Atlantic Ritchfield Co. v. Canaan Oil Co., 202 Conn. 234, CT Page 927 242 (1987).

The court finds that reading the complaint in the light most favorable to plaintiffs, defendant's alleged fraudulent misrepresentations, if true, could be found to (1) have offended the common law concept of fairness; (2) were unethical and unscrupulous; and (3) have caused substantial injury to plaintiffs. The court finds that since plaintiffs have alleged sufficient facts in count three to constitute a CUPTA claim, the motion to strike is denied as to count three.

3. Punitive Damages

Defendant argues that since he did not intentionally violate plaintiffs' rights, he is not liable for punitive damages.

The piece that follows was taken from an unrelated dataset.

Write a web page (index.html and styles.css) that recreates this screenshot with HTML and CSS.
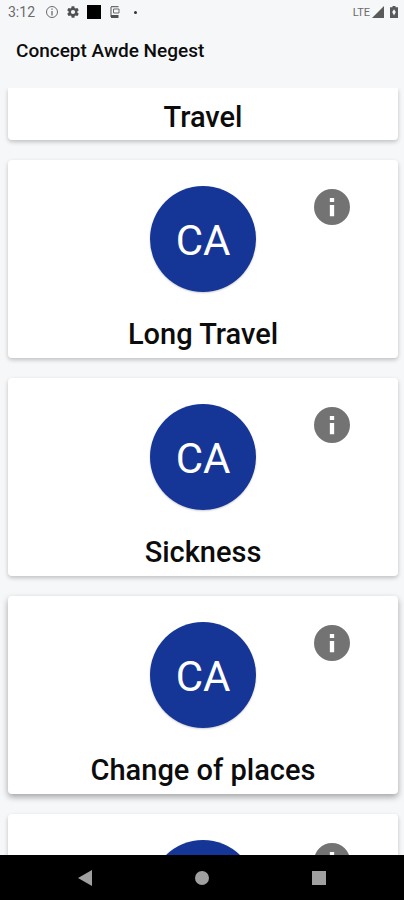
FILE: index.html
```html
<!DOCTYPE html>
<html lang="en">
<head>
<meta charset="utf-8">
<meta name="viewport" content="width=device-width, initial-scale=1">
<title>Concept Awde Negest</title>
<link rel="stylesheet" href="styles.css">
</head>
<body>
<svg class="defs" aria-hidden="true">
  <symbol id="info" viewBox="2 2 20 20">
    <path fill="currentColor" fill-rule="evenodd" d="M12 2a10 10 0 1 0 0 20 10 10 0 0 0 0-20zM10.800 7h2.400v2.200h-2.400zM10.800 10.900h2.400v6.200h-2.400z"/>
  </symbol>
</svg>
<div class="status">
  <span class="clock">3:12</span>
  <svg class="glyph" viewBox="0 0 14 14" aria-hidden="true"><circle cx="7" cy="7" r="5.500" fill="none" stroke="#6b6b6b"/><path d="M7 3.500v1.300M7 6v4.500" stroke="#6b6b6b" stroke-width="1.300"/></svg>
  <svg class="glyph" viewBox="0 0 24 24" aria-hidden="true"><path fill="#505153" fill-rule="evenodd" d="M19.400 13a7.500 7.500 0 0 0 0-2l2.100-1.600c.2-.2.300-.4.100-.7l-2-3.400c-.1-.2-.4-.3-.6-.2l-2.500 1a7.300 7.300 0 0 0-1.700-1l-.4-2.600a.5.500 0 0 0-.5-.5h-4a.5.500 0 0 0-.5.500l-.3 2.600c-.6.300-1.200.6-1.700 1l-2.500-1c-.2-.1-.5 0-.6.200l-2 3.400c-.1.200-.1.500.1.700L4.600 11a7.500 7.500 0 0 0 0 2l-2.100 1.600c-.2.200-.3.400-.1.700l2 3.400c.1.200.4.300.6.200l2.500-1c.5.400 1.100.8 1.700 1l.3 2.600c0 .3.200.5.500.5h4c.3 0 .5-.2.500-.5l.4-2.600c.6-.3 1.200-.6 1.700-1l2.500 1c.2.100.5 0 .6-.2l2-3.400c.1-.2.100-.5-.1-.7zM12 15.600a3.600 3.600 0 1 1 0-7.200 3.600 3.600 0 0 1 0 7.200z"/></svg>
  <span class="block"></span>
  <svg class="glyph" viewBox="0 0 14 14" aria-hidden="true"><path d="M3 2v10M3 1.700h7.500" fill="none" stroke="#6b6b6b" stroke-width="1.200"/><path d="M5.500 4h5.500v4H5.500z" fill="none" stroke="#6b6b6b"/><path d="M3 10h7.500v3H3z" fill="#505153"/></svg>
  <span class="dot"></span>
  <span class="network">LTE</span>
  <svg class="signal" viewBox="0 0 12 12" aria-hidden="true"><path d="M12 0v12H0z" fill="#5a5a5b"/></svg>
  <svg class="battery" viewBox="0 0 8 12" aria-hidden="true"><path d="M2.500 0h3v1.300H8V12H0V1.300h2.500z" fill="#5a5a5b"/><path d="M4 3.200L5.800 6 4 9.500 2.200 6z" fill="#f7f8fa"/></svg>
</div>
<header class="appbar"><h1>Concept Awde Negest</h1></header>
<main class="list">
  <article class="card clipped"><h2>Travel</h2></article>
  <article class="card">
    <div class="top"><span class="avatar">CA</span><button class="info" type="button" aria-label="Info"><svg aria-hidden="true"><use href="#info"/></svg></button></div>
    <h2>Long Travel</h2>
  </article>
  <article class="card">
    <div class="top"><span class="avatar">CA</span><button class="info" type="button" aria-label="Info"><svg aria-hidden="true"><use href="#info"/></svg></button></div>
    <h2>Sickness</h2>
  </article>
  <article class="card raised">
    <div class="top"><span class="avatar">CA</span><button class="info" type="button" aria-label="Info"><svg aria-hidden="true"><use href="#info"/></svg></button></div>
    <h2>Change of places</h2>
  </article>
  <article class="card">
    <div class="top"><span class="avatar"></span><button class="info" type="button" aria-label="Info"><svg aria-hidden="true"><use href="#info"/></svg></button></div>
  </article>
</main>
<nav class="navbar">
  <button type="button" aria-label="Back"><svg viewBox="0 0 16 16" aria-hidden="true"><path d="M15 0v16L1 8z"/></svg></button>
  <button type="button" aria-label="Home"><svg viewBox="0 0 16 16" aria-hidden="true"><circle cx="8" cy="8" r="7"/></svg></button>
  <button type="button" aria-label="Recent apps"><svg viewBox="0 0 16 16" aria-hidden="true"><path d="M1 1h14v14H1z"/></svg></button>
</nav>
</body>
</html>
```
FILE: styles.css
```css
* { box-sizing: border-box; }
body {
  margin: 0;
  height: 100vh;
  display: flex;
  flex-direction: column;
  overflow: hidden;
  background: #f6f7f9;
  color: #0c0c0c;
  font-family: Roboto, "Liberation Sans", sans-serif;
}
h1, h2 { margin: 0; font-weight: 500; }
button { border: 0; padding: 0; background: none; }
svg { display: block; }
.defs { position: absolute; width: 0; height: 0; }

.status {
  flex: none;
  display: flex;
  align-items: center;
  height: 24px;
  padding: 0 6px 0 8px;
  color: #6b6b6b;
}
.clock { font-size: 14px; margin-right: 10px; }
.glyph { width: 14px; height: 14px; margin-right: 7px; }
.block { width: 14px; height: 14px; margin-right: 7px; background: #000; }
.dot { width: 3px; height: 3px; margin-left: 5px; border-radius: 50%; background: #333; }
.network { margin-left: auto; font-size: 11px; }
.signal { width: 12px; height: 12px; margin: 0 6px 0 2px; }
.battery { width: 8px; height: 12px; }

.appbar { flex: none; height: 64px; padding: 15px 16px; }
.appbar h1 { font-size: 19px; line-height: 24px; }

.list {
  flex: 1;
  min-height: 0;
  overflow: hidden;
  display: flex;
  flex-direction: column;
  gap: 20px;
  padding: 0 6px 0 8px;
}
.card {
  flex: none;
  height: 198px;
  padding-top: 26px;
  border-radius: 4px;
  background: #fff;
  box-shadow: 0 2px 4px rgba(0, 0, 0, 0.22);
  text-align: center;
}
.card h2 { font-size: 29px; line-height: 36px; margin-top: 24px; }
.clipped { height: 52px; padding-top: 11px; border-radius: 0 0 4px 4px; }
.clipped h2 { margin-top: 0; }
.raised { box-shadow: 0 3px 6px rgba(0, 0, 0, 0.34); }
.top { display: grid; grid-template-columns: 1fr auto 1fr; }
.avatar {
  grid-column: 2;
  display: flex;
  align-items: center;
  justify-content: center;
  width: 106px;
  height: 106px;
  padding-top: 2px;
  border-radius: 50%;
  background: #163697;
  color: #fff;
  font-size: 42px;
  box-shadow: 0 1px 2px rgba(0, 0, 0, 0.2);
}
.info { justify-self: end; align-self: start; margin: 3px 48px 0 0; color: #737373; }
.info svg { width: 36px; height: 36px; }

.navbar {
  flex: none;
  display: flex;
  justify-content: center;
  gap: 101px;
  height: 45px;
  background: #000;
}
.navbar svg { width: 16px; height: 16px; fill: #a0a0a0; }
```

Plaintiffs argue that the court in its discretion can award punitive damages for fraudulent misrepresentations and also for the CUTPA claim. Conn. Gen. Stat. 42-110g(a) provides in pertinent part that: "the court may, in its discretion, award punitive damages . . ." "In order to award punitive . . . damages, evidence must reveal a reckless indifference to the rights of others or an intentional and wanton violation of those rights. (citation omitted). In fact, the flavor of the basic requirement to justify an award of punitive damages is described in terms of wanton and malicious injury, evil motive and violence." Gargano v. Heyman, 203 Conn. 616, 622 (1987).

The court finds that the plaintiffs' allegations do not rise to the level of wanton and malicious injury. Therefore, the motion to strike the prayer for punitive damages in this regard is granted.